En septiembre de 1980, hubo un principio de acuerdo que se frustró por el inicio de la guerra con Irak. Sadam Husein quiso aprovechar la debilidad de su vecino y se lanzó a una invasión con la aprobación tácita y el apoyo logístico secreto de Estados Unidos. Al final, fue la propia guerra lo que obligó a ceder a Irán, que necesitaba el levantamiento de las sanciones y la devolución de los fondos congelados para comprar armas. Pero, para entonces, Carter ya había perdido las elecciones. Jomeini, además, se cobró una última venganza: retrasó la liberación de los rehenes hasta minutos después de la toma de posesión de Reagan.

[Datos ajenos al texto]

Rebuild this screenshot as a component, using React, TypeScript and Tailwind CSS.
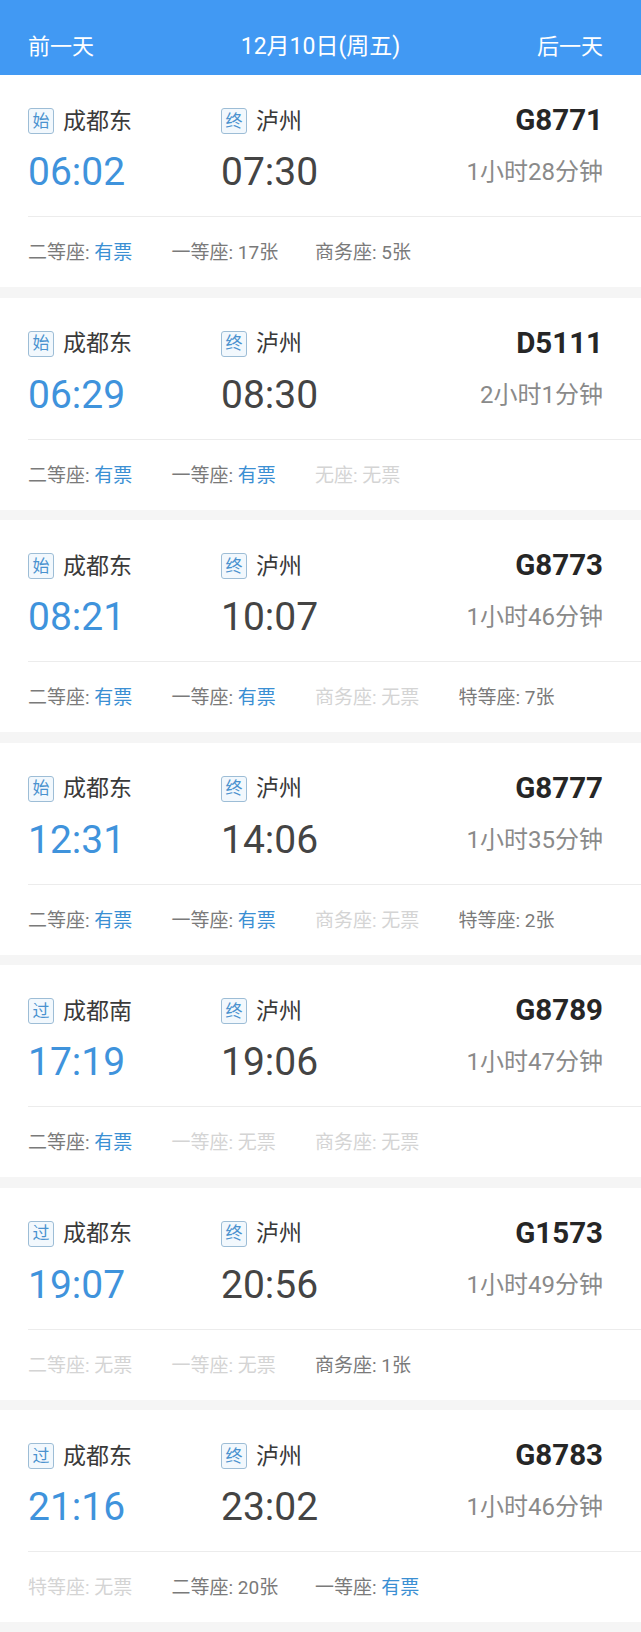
// 列车时刻列表
type Seat = { name: string; value: string };

type Train = {
  id: number;
  fromTag: string;
  from: string;
  depart: string;
  to: string;
  arrive: string;
  code: string;
  duration: string;
  seats: Seat[];
};

const trains: Train[] = [
  {
    id: 1,
    fromTag: '始',
    from: '成都东',
    depart: '06:02',
    to: '泸州',
    arrive: '07:30',
    code: 'G8771',
    duration: '1小时28分钟',
    seats: [
      { name: '二等座', value: '有票' },
      { name: '一等座', value: '17张' },
      { name: '商务座', value: '5张' },
    ],
  },
  {
    id: 2,
    fromTag: '始',
    from: '成都东',
    depart: '06:29',
    to: '泸州',
    arrive: '08:30',
    code: 'D5111',
    duration: '2小时1分钟',
    seats: [
      { name: '二等座', value: '有票' },
      { name: '一等座', value: '有票' },
      { name: '无座', value: '无票' },
    ],
  },
  {
    id: 3,
    fromTag: '始',
    from: '成都东',
    depart: '08:21',
    to: '泸州',
    arrive: '10:07',
    code: 'G8773',
    duration: '1小时46分钟',
    seats: [
      { name: '二等座', value: '有票' },
      { name: '一等座', value: '有票' },
      { name: '商务座', value: '无票' },
      { name: '特等座', value: '7张' },
    ],
  },
  {
    id: 4,
    fromTag: '始',
    from: '成都东',
    depart: '12:31',
    to: '泸州',
    arrive: '14:06',
    code: 'G8777',
    duration: '1小时35分钟',
    seats: [
      { name: '二等座', value: '有票' },
      { name: '一等座', value: '有票' },
      { name: '商务座', value: '无票' },
      { name: '特等座', value: '2张' },
    ],
  },
  {
    id: 5,
    fromTag: '过',
    from: '成都南',
    depart: '17:19',
    to: '泸州',
    arrive: '19:06',
    code: 'G8789',
    duration: '1小时47分钟',
    seats: [
      { name: '二等座', value: '有票' },
      { name: '一等座', value: '无票' },
      { name: '商务座', value: '无票' },
    ],
  },
  {
    id: 6,
    fromTag: '过',
    from: '成都东',
    depart: '19:07',
    to: '泸州',
    arrive: '20:56',
    code: 'G1573',
    duration: '1小时49分钟',
    seats: [
      { name: '二等座', value: '无票' },
      { name: '一等座', value: '无票' },
      { name: '商务座', value: '1张' },
    ],
  },
  {
    id: 7,
    fromTag: '过',
    from: '成都东',
    depart: '21:16',
    to: '泸州',
    arrive: '23:02',
    code: 'G8783',
    duration: '1小时46分钟',
    seats: [
      { name: '特等座', value: '无票' },
      { name: '二等座', value: '20张' },
      { name: '一等座', value: '有票' },
    ],
  },
];

function Tag({ text }: { text: string }) {
  return (
    <span className="flex items-center justify-center w-[26px] h-[26px] rounded-[3px] border border-[#9dbdd6] bg-[#f2f8fd] text-[#4a92cf] text-[17px] leading-none">
      {text}
    </span>
  );
}

function SeatItem({ seat }: { seat: Seat }) {
  const soldOut = seat.value === '无票';
  const plenty = seat.value === '有票';
  return (
    <span
      className={`w-[143.5px] shrink-0 text-[19px] leading-[24px] whitespace-nowrap ${
        soldOut ? 'text-[#d4d4d4]' : 'text-[#7a7a7a]'
      }`}
    >
      {seat.name}: <span className={plenty ? 'text-[#3b8fd3]' : ''}>{seat.value}</span>
    </span>
  );
}

function TrainCard({ train }: { train: Train }) {
  return (
    <div className="bg-white pt-[33px] pb-[22px] pl-[28px]">
      <div className="flex pr-[38px]">
        <div className="w-[193px]">
          <div className="flex items-center h-[26px] gap-[9px]">
            <Tag text={train.fromTag} />
            <span className="text-[23px] text-[#3a3a3a] leading-none">{train.from}</span>
          </div>
          <div className="mt-[15px] text-[39px] leading-[46px] text-[#3f93dc]">{train.depart}</div>
        </div>
        <div className="flex-1">
          <div className="flex items-center h-[26px] gap-[9px]">
            <Tag text="终" />
            <span className="text-[23px] text-[#3a3a3a] leading-none">{train.to}</span>
          </div>
          <div className="mt-[15px] text-[39px] leading-[46px] text-[#444444]">{train.arrive}</div>
        </div>
        <div className="text-right">
          <div className="h-[26px] flex items-center justify-end text-[29.5px] font-bold text-[#262626] leading-none">
            {train.code}
          </div>
          <div className="mt-[15px] h-[46px] flex items-center justify-end text-[24px] text-[#8a8a8a]">
            {train.duration}
          </div>
        </div>
      </div>
      <div className="mt-[21px] h-px bg-[#ececec]" />
      <div className="mt-[24px] flex">
        {train.seats.map((seat) => (
          <SeatItem key={seat.name} seat={seat} />
        ))}
      </div>
    </div>
  );
}

export default function App() {
  return (
    <div
      className="w-[641px] min-h-[1632px] bg-[#f5f5f5]"
      style={{ fontFamily: 'Roboto, "Noto Sans CJK SC", sans-serif' }}
    >
      <div className="h-[75px] bg-[#4199f3] flex justify-between items-start pt-[32px] px-[28px] pr-[38px] text-white text-[22px] leading-[30px]">
        <span>前一天</span>
        <span className="pl-[10px] text-[23px]">12月10日(周五)</span>
        <span>后一天</span>
      </div>
      <div className="flex flex-col gap-[10.5px]">
        {trains.map((train) => (
          <TrainCard key={train.id} train={train} />
        ))}
      </div>
    </div>
  );
}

La guerra Irán–Irak duró ocho años, causó un millón de muertos entre ambos bandos y resultó devastadora, pero no fue la única calamidad que se abatió sobre el pueblo iraní. Una de las grandes víctimas de la revolución islámica fue la mujer, que, después de haber alcanzado un cierto nivel de libertad e independencia en las décadas anteriores, se vio recluida de nuevo en un chador y sometida a la autoridad de los hombres hasta en los más minúsculos detalles de la vida.

Especialmente simbólico fue el caso de Farrokhrou Parsa, médica, primera mujer en ser ministra en Irán (Educación) y defensora de los derechos de las mujeres, que fue en 1980 metida dentro de un saco y fusilada por “expandir la prostitución”.
Sangriento hasta el fin
Porque la crueldad del nuevo régimen y su líder parecía no tener límites. A mediados de 1981, ya con todo el poder en sus manos, Jomeini lanzó una brutal represión contra sus antiguos aliados de izquierdas. Entre ese año y 1984, hubo más de 12.000 asesinatos de opositores y 140.000 encarcelados, en su gran mayoría estudiantes universitarios y de secundaria. Y en 1988, con la guerra contra Irak dando sus últimos coletazos y él mismo a las puertas de la muerte, se repitió una operación similar, esta vez con miles de asesinados entre los presos políticos que permanecían en las cárceles.